Mired in Yucca Muck
Nuclear power is trendy again, but what about the waste?
Until just recently, no American president had toured a nuclear plant since Jimmy Carter-fitting for a country that's been spooked by atomic power since the partial, albeit contained, meltdown at Pennsylvania's Three Mile Island plant in 1979. But President Bush has ended the freeze and taken tours of two nuclear plants. In May, he stood under twin cooling towers in Limerick, Pa., announcing that nuclear power is vital to energy independence and fighting global warming. "And," he noted, "nuclear power is safe."

Beleaguered nuclear supporters have waited decades to hear such full-throated support. No new nuclear plant has been licensed since 1978-in part because of public backlash, but also because of basic economics. Cheap natural gas became the standard for the power industry. But the calculus is changing as natural gas prices have skyrocketed, energy independence has become a political mantra, and pressure to cut greenhouse gas emissions-nuclear is virtually emission free-has increased. Some believe a "nuclear renaissance" is at hand. The industry got a boost when Bush signed the Energy Policy Act of 2005, which gave federal risk insurance to new nuclear plants, along with generous tax breaks and loan guarantees.
Since then, at least a dozen utilities have filed plans to apply for new nuclear licenses. Still, major obstacles remain-chief among them what to do with nuclear waste. Solving the waste problem is the "linchpin" to expanding nuclear power, says John Rowe, CEO of Exelon, the largest nuclear operator in the country. The answer was supposed to be the Yucca Mountain Repository, to be built inside a mountain 80 miles northwest of Las Vegas. Yucca Mountain, says Rowe, is essential to the industry's future. But eight years after Yucca was scheduled to start accepting waste, even optimists say the earliest the controversial repository could open is 2017. So Washington is wrangling anew over what to do with the 54,000 metric tons of accumulated nuclear waste that has been produced by the country's 103 reactors. Most of it sits in temporary concrete and steel casks on the plant sites-waiting for a permanent home whose future is very much in doubt.

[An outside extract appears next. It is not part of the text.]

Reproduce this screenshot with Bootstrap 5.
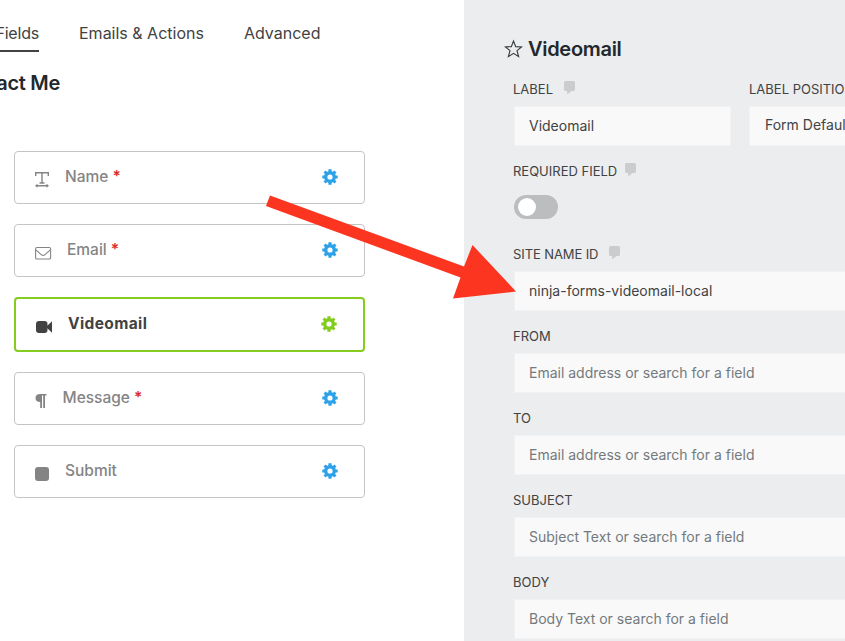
<!DOCTYPE html>
<html lang="en">
<head>
<meta charset="utf-8">
<meta name="viewport" content="width=device-width, initial-scale=1">
<title>Contact Me - Form Fields</title>
<link href="https://cdn.jsdelivr.net/npm/bootstrap@5.3.0/dist/css/bootstrap.min.css" rel="stylesheet">
<style>
  body { font-family: Inter, "Liberation Sans", sans-serif; font-size: 16px; line-height: 20px; color: #424242; }
  .builder { height: 641px; }
  .fields-pane { width: 464px; }
  .settings-pane { width: 381px; background: #ebedee; padding: 36px 0 0 50px; }
  .tabs { height: 52px; gap: 40px; font-size: 16px; }
  .tabs a { color: #424242; padding: 0 0 9px; white-space: nowrap; }
  .tabs .tab-current { width: 39px; height: 29px; border-bottom: 2px solid #424242; letter-spacing: -.2px; }
  .form-title { width: 60px; height: 24px; margin: 19px 0 56px; font-size: 20px; line-height: 24px; font-weight: 600; letter-spacing: -.3px; color: #23282d; white-space: nowrap; }
  .field-list { gap: 20px; width: 365px; padding-left: 14px; }
  .field-item { height: 53px; border: 1px solid #c4c4c4; border-radius: 4px; padding: 0 26.500px 0 20px; color: #848484; font-size: 15.5px; font-weight: 500; background: #fff; }
  .field-item .field-icon { width: 18px; height: 18px; margin-top: 4px; }
  .field-item .field-name { line-height: 20px; margin-bottom: 1px; }
  .field-item .gear { width: 16px; height: 16px; color: #2ea2e8; margin-bottom: 2px; }
  .field-current { height: 55px; border: 2px solid #84cc1e; color: #424242; font-weight: 700; }
  .field-current .field-name { letter-spacing: .38px; }
  .field-current .gear { color: #84cc1e; }
  .req { color: #dd2c2c; font-weight: 600; }
  .gap-name { margin-left: 12px; } .gap-email { margin-left: 14px; } .gap-video { margin-left: 14px; } .gap-message { margin-left: 9.500px; }
  .pane-title { height: 25px; margin: 0 0 18px -10px; gap: 5px; font-size: 20px; font-weight: 600; line-height: 24px; letter-spacing: -.3px; color: #23282d; }
  .setting { height: 82px; width: 400px; }
  .setting-tall { height: 83px; }
  .setting-label { height: 20px; margin: 0 0 7px -1px; font-size: 13px; white-space: nowrap; }
  .setting-label svg { width: 11px; height: 13px; margin-bottom: 3px; }
  .setting .setting-input { height: 40px; border: 1px solid #f1f2f3; border-radius: 0; background: #f9f9f9; color: #424242; font-size: 14px; padding: 0 14px 2px; }
  .setting .setting-input::placeholder { color: #74797d; opacity: 1; }
  .setting .select-like { padding: 0 15px 3px; }
  .label-col { width: 217px; }
  .gap-comment { margin-left: 11px; }
  .label-gap { margin-right: 18px; }
  .site-label { letter-spacing: -.1px; }
  .toggle { width: 44px; height: 24px; border-radius: 12px; background: #bcbdbf; padding: 3px 4px; margin-top: 14px; }
  .toggle span { width: 18px; height: 18px; border-radius: 50%; background: #fff; }
  .arrow { left: 0; top: 0; pointer-events: none; }
</style>
<script src="https://cdn.jsdelivr.net/npm/bootstrap@5.3.0/dist/js/bootstrap.bundle.min.js"></script>
</head>
<body class="overflow-hidden bg-white">
<svg class="d-none" xmlns="http://www.w3.org/2000/svg">
  <symbol id="gear" viewBox="0 0 16 16"><g fill="currentColor"><path fill-rule="evenodd" d="M8 2a6 6 0 1 0 0 12A6 6 0 0 0 8 2zM8 5.400a2.600 2.600 0 1 1 0 5.200 2.600 2.600 0 0 1 0-5.200z"/><path d="M6.400 .3h3.200V4H6.400zM6.400 12h3.200v3.700H6.400zM.3 6.400H4v3.200H.3zM12 6.400h3.700v3.200H12z"/><path d="M3.600 1.500L5.700 3.600 3.600 5.700 1.500 3.600zM12.400 1.500l2.100 2.100-2.100 2.100-2.100-2.100zM3.600 14.500l-2.100-2.100 2.100-2.100 2.100 2.100zM12.400 14.500l-2.100-2.100 2.100-2.100 2.100 2.100z"/></g></symbol>
  <symbol id="comment" viewBox="0 0 11 13"><path fill="#cbcccd" d="M1.500 0h8A1.500 1.500 0 0 1 11 1.500v7a1.500 1.500 0 0 1-1.500 1.500H7.500L3.200 13.500V10H1.500A1.500 1.500 0 0 1 0 8.500V1.500A1.500 1.500 0 0 1 1.500 0z"/></symbol>
</svg>
<div class="builder d-flex position-relative overflow-hidden">
  <main class="fields-pane flex-shrink-0">
    <nav class="tabs d-flex align-items-end">
      <a href="#" class="tab-current d-flex justify-content-end text-decoration-none">Fields</a>
      <a href="#" class="text-decoration-none">Emails &amp; Actions</a>
      <a href="#" class="text-decoration-none">Advanced</a>
    </nav>
    <h1 class="form-title d-flex justify-content-end">Contact Me</h1>
    <div class="field-list d-flex flex-column">
      <div class="field-item d-flex align-items-center">
        <svg class="field-icon" viewBox="0 0 18 18" fill="none" stroke="#848484"><path d="M.7 5V1.700h12.600V5M7 2v9.800M4.500 12h5M1 14.800h12" stroke-width="1.400"/><path d="M2.500 12.800L0 14.800l2.500 2zM11.500 12.800l2.500 2-2.500 2z" fill="#848484" stroke="none"/></svg>
        <span class="field-name gap-name">Name <span class="req">*</span></span>
        <svg class="gear ms-auto"><use href="#gear"/></svg>
      </div>
      <div class="field-item d-flex align-items-center">
        <svg class="field-icon" viewBox="0 0 18 18" fill="none" stroke="#848484" stroke-width="1.100"><rect x=".6" y="3.500" width="15" height="11.500" rx="1.300"/><path d="M.8 5.800l5.700 5q1.600 1.300 3.200 0l5.700-5"/></svg>
        <span class="field-name gap-email">Email <span class="req">*</span></span>
        <svg class="gear ms-auto"><use href="#gear"/></svg>
      </div>
      <div class="field-item field-current d-flex align-items-center">
        <svg class="field-icon" viewBox="0 0 18 18" fill="#424242"><rect x="0" y="3" width="11.500" height="12" rx="3"/><path d="M11 8l5-4.700v11.400L11 10z"/></svg>
        <span class="field-name gap-video">Videomail</span>
        <svg class="gear ms-auto"><use href="#gear"/></svg>
      </div>
      <div class="field-item d-flex align-items-center">
        <svg class="field-icon" viewBox="0 0 18 18" fill="#848484"><path d="M5.200 2h6.300v1.400H10V16H8.200V3.400H7V16H5.200v-6Q.5 10 .5 6t4.700-4z"/></svg>
        <span class="field-name gap-message">Message <span class="req">*</span></span>
        <svg class="gear ms-auto"><use href="#gear"/></svg>
      </div>
      <div class="field-item d-flex align-items-center">
        <svg class="field-icon" viewBox="0 0 18 18" fill="#848484"><rect x="0" y="2" width="14" height="14" rx="3"/></svg>
        <span class="field-name gap-name">Submit</span>
        <svg class="gear ms-auto"><use href="#gear"/></svg>
      </div>
    </div>
  </main>
  <aside class="settings-pane flex-shrink-0">
    <h2 class="pane-title d-flex align-items-center">
      <svg width="19" height="19" viewBox="0 0 19 19" fill="none" stroke="#34393d" stroke-width="1.100"><path d="M9.500 2l2.200 5.600 5.900.3-4.600 3.800 1.600 5.900-5.100-3.300-5.100 3.300L6 11.700 1.400 7.900l5.900-.3z"/></svg>
      <span>Videomail</span>
    </h2>
    <div class="setting d-flex">
      <div class="label-col flex-shrink-0 label-gap">
        <label class="setting-label d-flex align-items-center" for="s-label">LABEL<svg class="gap-comment"><use href="#comment"/></svg></label>
        <input id="s-label" class="form-control setting-input" value="Videomail">
      </div>
      <div class="label-col flex-shrink-0">
        <label class="setting-label d-flex align-items-center ms-0" for="s-pos">LABEL POSITION</label>
        <input id="s-pos" class="form-control setting-input select-like" value="Form Default">
      </div>
    </div>
    <div class="setting setting-tall">
      <div class="setting-label d-flex align-items-center">REQUIRED FIELD<svg class="ms-2"><use href="#comment"/></svg></div>
      <div class="toggle"><span class="d-block"></span></div>
    </div>
    <div class="setting">
      <label class="setting-label d-flex align-items-center site-label" for="s-site">SITE NAME ID<svg class="gap-comment"><use href="#comment"/></svg></label>
      <input id="s-site" class="form-control setting-input" value="ninja-forms-videomail-local">
    </div>
    <div class="setting">
      <label class="setting-label d-flex align-items-center" for="s-from">FROM</label>
      <input id="s-from" class="form-control setting-input" placeholder="Email address or search for a field">
    </div>
    <div class="setting">
      <label class="setting-label d-flex align-items-center" for="s-to">TO</label>
      <input id="s-to" class="form-control setting-input" placeholder="Email address or search for a field">
    </div>
    <div class="setting">
      <label class="setting-label d-flex align-items-center" for="s-subject">SUBJECT</label>
      <input id="s-subject" class="form-control setting-input" placeholder="Subject Text or search for a field">
    </div>
    <div class="setting">
      <label class="setting-label d-flex align-items-center" for="s-body">BODY</label>
      <input id="s-body" class="form-control setting-input" placeholder="Body Text or search for a field">
    </div>
  </aside>
  <svg class="arrow position-absolute" width="845" height="641" viewBox="0 0 845 641"><path fill="#fc3521" d="M270 195.500L464 266.500 472.500 245 516 291.500 453 298.500 460.500 277.500 266 206z"/></svg>
</div>
</body>
</html>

Whose backyard? It wasn't supposed to be this way. In 1982, Congress directed the Department of Energy to build a secure place to hold nuclear waste by 1998. Five years later, Congress narrowed the list of studied sites to one: Yucca Mountain. Nevadans cried foul, noting that the state lacked a single nuclear plant and that it was selected only because it had little political clout. Authorities say Yucca Mountain, on federal land that had already hosted nuclear tests, is an ideal location; indeed, a law passed by Congress in 2002 reaffirmed that Yucca is the official site of the federal nuclear repository. Authorities say it's isolated, dry, and has a low water table, decreasing the chance of rainwater carrying contaminants into the environment. "Scientists tell us this is the right place to store this fuel," says Sen. Pete Domenici, chair of the Energy and Natural Resources Committee. Right or not, the site has been bedeviled by problems. In 1986, the DOE issued a stop-work order to the U.S. Geological Survey because of "quality assurance" issues, said a federal report. In the 1990s, audits found recurring problems with accuracy of scientific data, software, and computer models simulating possible geological events. And in 2004, a federal court ruled that the EPA must increase its study of the possible effects of radiation at the site from 10,000 years out to 1 million years out. That, of course, takes time. Meanwhile, the Nevada delegation, led by now powerful Senate Minority Leader Harry Reid, who has denigrated Yucca as "a dying beast," has had some success fulfilling that prophecy by slowing money to the project.